Make `int_range()` and `int_ranges()` work with no inputs and default to `int_range(0, pl.len())`

pola-rs / polars

Dataframes powered by a multithreaded, vectorized query engine, written in Rust

https://docs.pola.rs

Other

30.19k stars 1.95k forks source link

Make `int_range()` and `int_ranges()` work with no inputs and default to `int_range(0, pl.len())` #17810

Open deanm0000 opened 3 months ago

deanm0000 commented 3 months ago

Description

It seems from questions in the discord and on SO that int_range is mostly used as an index so I think it'd be a little more convenient if we could drop typing in pl.len()

So if we have df=pl.DataFrame({'a':[2,5,8]})

then instead of df.with_columns(z=pl.int_range(pl.len())) we could just do df.with_columns(z=pl.int_range())
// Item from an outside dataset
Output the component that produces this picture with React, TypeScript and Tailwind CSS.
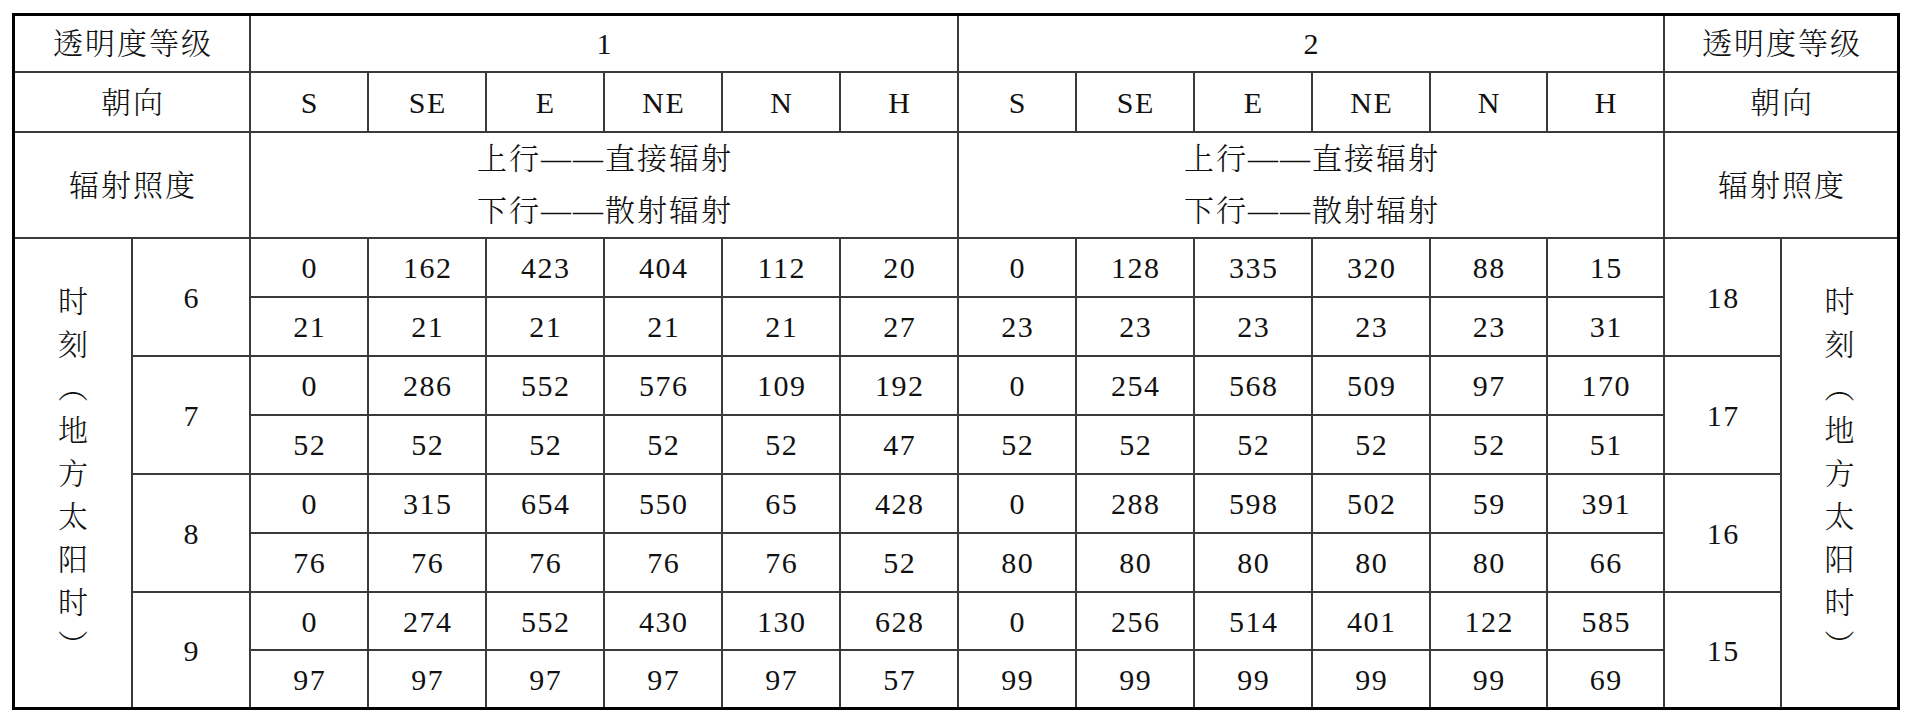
import React from "react";

const dirs = ["S", "SE", "E", "NE", "N", "H"];

const rows = [
  {
    left: "6",
    right: "18",
    a: [
      ["0", "162", "423", "404", "112", "20"],
      ["21", "21", "21", "21", "21", "27"],
    ],
    b: [
      ["0", "128", "335", "320", "88", "15"],
      ["23", "23", "23", "23", "23", "31"],
    ],
  },
  {
    left: "7",
    right: "17",
    a: [
      ["0", "286", "552", "576", "109", "192"],
      ["52", "52", "52", "52", "52", "47"],
    ],
    b: [
      ["0", "254", "568", "509", "97", "170"],
      ["52", "52", "52", "52", "52", "51"],
    ],
  },
  {
    left: "8",
    right: "16",
    a: [
      ["0", "315", "654", "550", "65", "428"],
      ["76", "76", "76", "76", "76", "52"],
    ],
    b: [
      ["0", "288", "598", "502", "59", "391"],
      ["80", "80", "80", "80", "80", "66"],
    ],
  },
  {
    left: "9",
    right: "15",
    a: [
      ["0", "274", "552", "430", "130", "628"],
      ["97", "97", "97", "97", "97", "57"],
    ],
    b: [
      ["0", "256", "514", "401", "122", "585"],
      ["99", "99", "99", "99", "99", "69"],
    ],
  },
];

const vertical = ["时", "刻", "︵", "地", "方", "太", "阳", "时", "︶"];

const cell = "bg-white flex items-center justify-center";
const cjk = "tracking-[2px] pl-[2px] font-light";
const num = "tracking-[1.5px] pl-[1.5px]";

function VerticalLabel() {
  return (
    <div className={`${cell} row-span-8 flex-col`}>
      {vertical.map((ch, i) => (
        <span key={i} className="leading-[43px] font-light">
          {ch}
        </span>
      ))}
    </div>
  );
}

function RadiationNote() {
  return (
    <div className={`${cell} col-span-6 flex-col`}>
      <span className={`${cjk} leading-[52px]`}>上行——直接辐射</span>
      <span className={`${cjk} leading-[52px]`}>下行——散射辐射</span>
    </div>
  );
}

export default function App() {
  return (
    <div className="min-h-screen bg-white pt-[13px] pl-[12px] text-[#111] text-[30px] font-['Liberation_Serif','Noto_Serif_CJK_SC','Noto_Sans_CJK_SC',serif]">
      <div className="grid w-[1888px] h-[697px] border-[3px] border-black bg-[#3a3a3a] gap-[2px] grid-cols-[repeat(12,116px)_repeat(4,115px)] grid-rows-[55px_58px_104px_57px_57px_57px_57px_57px_57px_56px_56px]">
        {/* 第一行 */}
        <div className={`${cell} col-span-2 ${cjk}`}>透明度等级</div>
        <div className={`${cell} col-span-6 ${num}`}>1</div>
        <div className={`${cell} col-span-6 ${num}`}>2</div>
        <div className={`${cell} col-span-2 ${cjk}`}>透明度等级</div>

        {/* 朝向 */}
        <div className={`${cell} col-span-2 ${cjk}`}>朝向</div>
        {[...dirs, ...dirs].map((d, i) => (
          <div key={i} className={`${cell} ${num}`}>
            {d}
          </div>
        ))}
        <div className={`${cell} col-span-2 ${cjk}`}>朝向</div>

        {/* 辐射照度 */}
        <div className={`${cell} col-span-2 ${cjk}`}>辐射照度</div>
        <RadiationNote />
        <RadiationNote />
        <div className={`${cell} col-span-2 ${cjk}`}>辐射照度</div>

        {/* 数据 */}
        {rows.map((r, ri) => (
          <React.Fragment key={ri}>
            {ri === 0 && <VerticalLabel />}
            <div className={`${cell} row-span-2 ${num}`}>{r.left}</div>
            {[...r.a[0], ...r.b[0]].map((v, i) => (
              <div key={"t" + i} className={`${cell} ${num}`}>
                {v}
              </div>
            ))}
            <div className={`${cell} row-span-2 ${num}`}>{r.right}</div>
            {ri === 0 && <VerticalLabel />}
            {[...r.a[1], ...r.b[1]].map((v, i) => (
              <div key={"b" + i} className={`${cell} ${num}`}>
                {v}
              </div>
            ))}
          </React.Fragment>
        ))}
      </div>
    </div>
  );
}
Of course in this specific example it'd be quicker to do df.with_row_index('z') but in the cases where we're using it in an over or whatever it's just a small QOL improvement. Since it currently raises when there are no inputs, there shouldn't be any backward compatibility issues with this change.

I can make a PR to do this, just want to make sure it's what people want.

cmdlineluser commented 3 months ago

Coincidentally, the pl.row_index() issue received a bump earlier today.

https://github.com/pola-rs/polars/issues/12420

deanm0000 commented 3 months ago

Actually, not a coincidence I saw the bump and it reminded me of asking for this default.

deanm0000 commented 3 months ago

@ritchie46 is this one ok to do or do you have any objections?

Oreilles commented 3 months ago

This feels counter-intuitive to me: I would expect a range function called without specified bounds to raise. Adding pl.row_index() (with the same implementation you propose) to the API would make more sense in my opinion.

EDIT: Furthermore, pl.int_range() could not be used as a join expression since it doesn't return an elementwise expression (see https://github.com/pola-rs/polars/issues/12420#issuecomment-2247836534)

mcrumiller commented 3 months ago

Chiming in, I think pl.index() is better than pl.row_index(). It's simpler, and all horizontal expressions use horizontal_, so the "row" part is unnecessary.

It also seems to be a super obvious operation and very common to use, why is there any argument about it?

deanm0000 commented 3 months ago

@mcrumiller I, for one, am not arguing against pl.index or pl.row_index or whatever other name it could have. It's just that those were already ruled out so this is a middle ground.

@Oreilles Lots of things are counterintuitive until you get used to them. That said, I don't really share that sense of it being counterintuitive since it exists in a context that has a length that is a natural default so why not make it the default?

Oreilles commented 3 months ago

Intuitiveness certainely is subjective, but using pl.int_range() to generate an index has some drawbacks that would cripple its use case compared to an actual row_index function.

int_range doesn't reflex the intent in the way row_index or with_row_index does (would with_int_range make sense ? Maybe, but arguably less intuitively).
int_range defaults to Int64 and index columns generated with with_row_index are UInt32, so they cannot be merged on by default.
int_range cannot be used as a join expression... which would likely be the primary use case for using it instead of with_row_index (see https://github.com/pola-rs/polars/issues/12420#issuecomment-2247836534)

deanm0000 commented 1 month ago

@Oreilles your arguments seem to be for having another expression to generate a numeric index rather than against having int_range have defaults when no parameters are passed.

It already defaults to starting at 0 when only 1 parameter is passed so why not have it default the length parameter to the context length when no parameters are input?